>>>>
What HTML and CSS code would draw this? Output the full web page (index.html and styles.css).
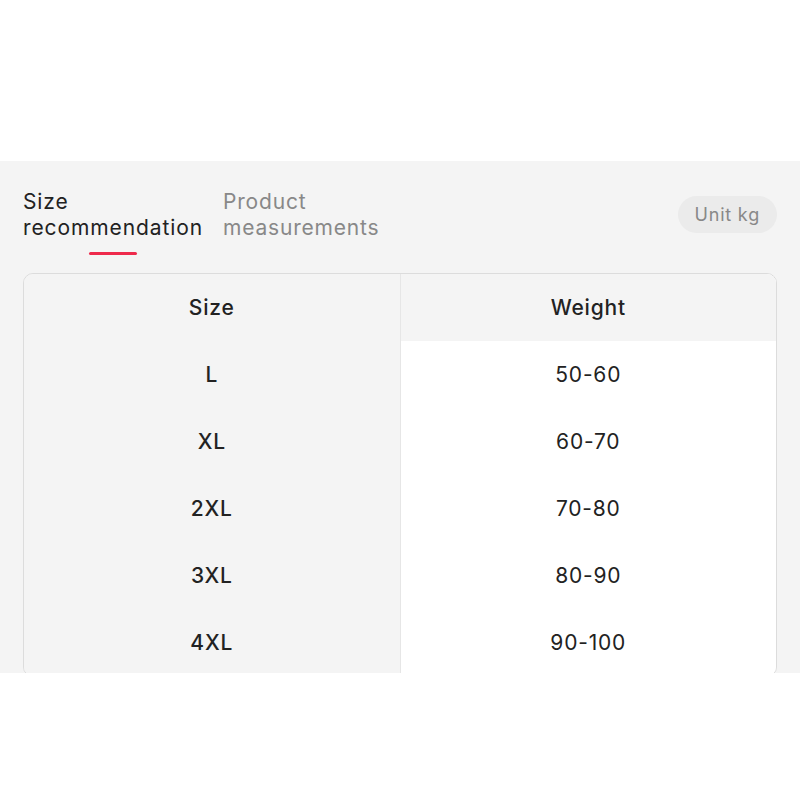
FILE: index.html
```html
<!DOCTYPE html>
<html lang="en">
<head>
<meta charset="UTF-8">
<meta name="viewport" content="width=device-width, initial-scale=1.0">
<title>Size chart</title>
<link rel="stylesheet" href="styles.css">
</head>
<body>

<div class="top"></div>

<div class="panel">
  <div class="tabs-row">
    <div class="tabs">
      <div class="tab active">Size<br>recommendation</div>
      <div class="tab">Product<br>measurements</div>
    </div>
    <div class="unit">Unit kg</div>
  </div>

  <div class="chart">
    <div class="col col-size">
      <div class="cell head">Size</div>
      <div class="cell">L</div>
      <div class="cell">XL</div>
      <div class="cell">2XL</div>
      <div class="cell">3XL</div>
      <div class="cell">4XL</div>
    </div>
    <div class="col col-weight">
      <div class="cell head">Weight</div>
      <div class="cell">50-60</div>
      <div class="cell">60-70</div>
      <div class="cell">70-80</div>
      <div class="cell">80-90</div>
      <div class="cell">90-100</div>
    </div>
  </div>
</div>

</body>
</html>
```

FILE: styles.css
```css
body {
  margin: 0;
  font-family: Inter, 'Noto Sans', sans-serif;
  background: #fff;
  color: #222;
  letter-spacing: 0.8px;
}
.top {
  height: 161px;
}
.panel {
  height: 512px;
  background: #f4f4f4;
  padding: 0 23px;
  overflow: hidden;
  box-sizing: border-box;
}
.tabs-row {
  display: flex;
  justify-content: space-between;
  align-items: flex-start;
  padding-top: 28px;
  height: 112px;
  box-sizing: border-box;
}
.tabs {
  display: flex;
  gap: 20px;
}
.tab {
  position: relative;
  font-size: 21px;
  line-height: 26px;
  color: #888;
}
.tab.active {
  color: #222;
  letter-spacing: 0.9px;
}
.tab.active::after {
  content: '';
  position: absolute;
  left: 50%;
  bottom: -14px;
  width: 48px;
  height: 3px;
  margin-left: -24px;
  border-radius: 2px;
  background: #ee2a4b;
}
.unit {
  margin-top: 7px;
  background: #ebebeb;
  color: #888;
  font-size: 18px;
  line-height: 37px;
  padding: 0 17px;
  border-radius: 19px;
}
.chart {
  display: flex;
  border: 1px solid #dcdcdc;
  border-radius: 10px;
  overflow: hidden;
}
.col {
  flex: 1;
}
.col-size {
  background: #f4f4f4;
  border-right: 1px solid #e6e6e6;
}
.col-weight {
  background: #fff;
}
.cell {
  height: 67px;
  display: flex;
  align-items: center;
  justify-content: center;
  font-size: 21px;
  font-weight: 500;
}
.col-weight .cell {
  font-weight: 400;
}
.col-weight .head {
  background: #f4f4f4;
  font-weight: 500;
}
```
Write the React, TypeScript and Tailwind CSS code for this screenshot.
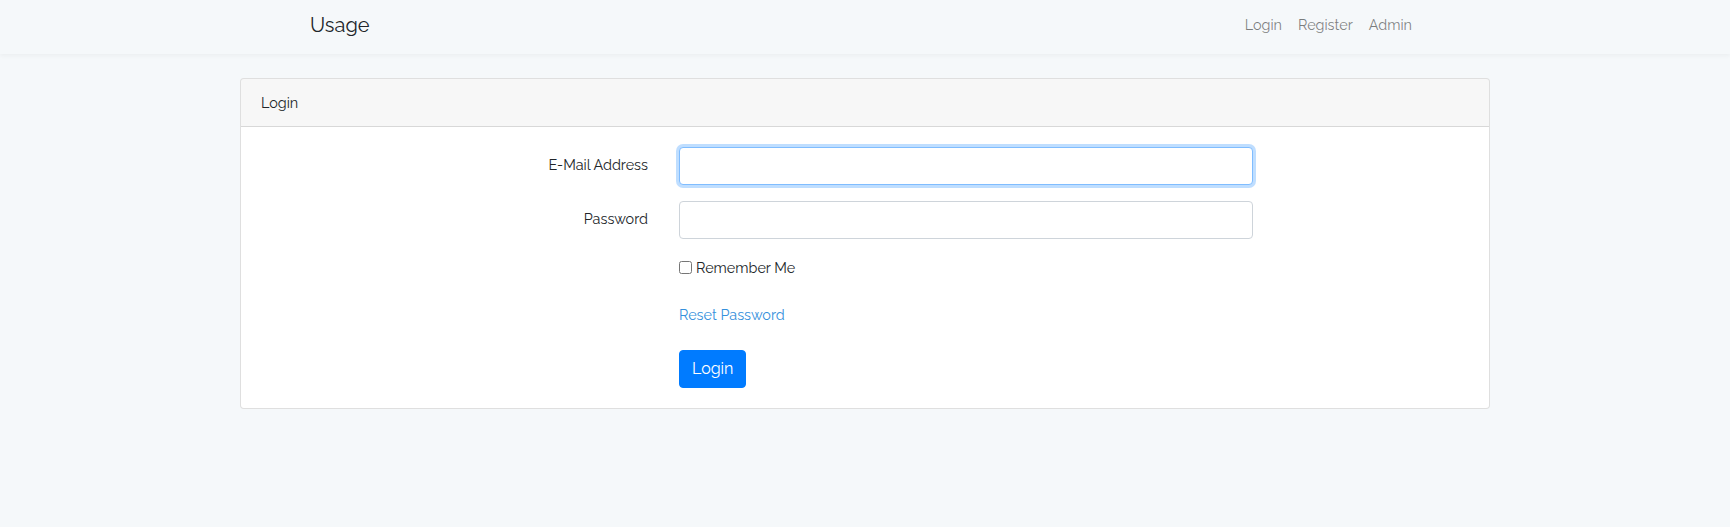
<<<<
> [The request]: Skip the pictures and transcribe the rest of the records exactly.

> [Answer below]:
What HTML and CSS code would draw this? Output the full web page (index.html and styles.css).
FILE: index.html
```html
<!DOCTYPE html>
<html lang="en">
<head>
<meta charset="UTF-8">
<meta name="viewport" content="width=device-width, initial-scale=1.0">
<title>Size chart</title>
<link rel="stylesheet" href="styles.css">
</head>
<body>

<div class="top"></div>

<div class="panel">
  <div class="tabs-row">
    <div class="tabs">
      <div class="tab active">Size<br>recommendation</div>
      <div class="tab">Product<br>measurements</div>
    </div>
    <div class="unit">Unit kg</div>
  </div>

  <div class="chart">
    <div class="col col-size">
      <div class="cell head">Size</div>
      <div class="cell">L</div>
      <div class="cell">XL</div>
      <div class="cell">2XL</div>
      <div class="cell">3XL</div>
      <div class="cell">4XL</div>
    </div>
    <div class="col col-weight">
      <div class="cell head">Weight</div>
      <div class="cell">50-60</div>
      <div class="cell">60-70</div>
      <div class="cell">70-80</div>
      <div class="cell">80-90</div>
      <div class="cell">90-100</div>
    </div>
  </div>
</div>

</body>
</html>
```

FILE: styles.css
```css
body {
  margin: 0;
  font-family: Inter, 'Noto Sans', sans-serif;
  background: #fff;
  color: #222;
  letter-spacing: 0.8px;
}
.top {
  height: 161px;
}
.panel {
  height: 512px;
  background: #f4f4f4;
  padding: 0 23px;
  overflow: hidden;
  box-sizing: border-box;
}
.tabs-row {
  display: flex;
  justify-content: space-between;
  align-items: flex-start;
  padding-top: 28px;
  height: 112px;
  box-sizing: border-box;
}
.tabs {
  display: flex;
  gap: 20px;
}
.tab {
  position: relative;
  font-size: 21px;
  line-height: 26px;
  color: #888;
}
.tab.active {
  color: #222;
  letter-spacing: 0.9px;
}
.tab.active::after {
  content: '';
  position: absolute;
  left: 50%;
  bottom: -14px;
  width: 48px;
  height: 3px;
  margin-left: -24px;
  border-radius: 2px;
  background: #ee2a4b;
}
.unit {
  margin-top: 7px;
  background: #ebebeb;
  color: #888;
  font-size: 18px;
  line-height: 37px;
  padding: 0 17px;
  border-radius: 19px;
}
.chart {
  display: flex;
  border: 1px solid #dcdcdc;
  border-radius: 10px;
  overflow: hidden;
}
.col {
  flex: 1;
}
.col-size {
  background: #f4f4f4;
  border-right: 1px solid #e6e6e6;
}
.col-weight {
  background: #fff;
}
.cell {
  height: 67px;
  display: flex;
  align-items: center;
  justify-content: center;
  font-size: 21px;
  font-weight: 500;
}
.col-weight .cell {
  font-weight: 400;
}
.col-weight .head {
  background: #f4f4f4;
  font-weight: 500;
}
```
Write the React, TypeScript and Tailwind CSS code for this screenshot.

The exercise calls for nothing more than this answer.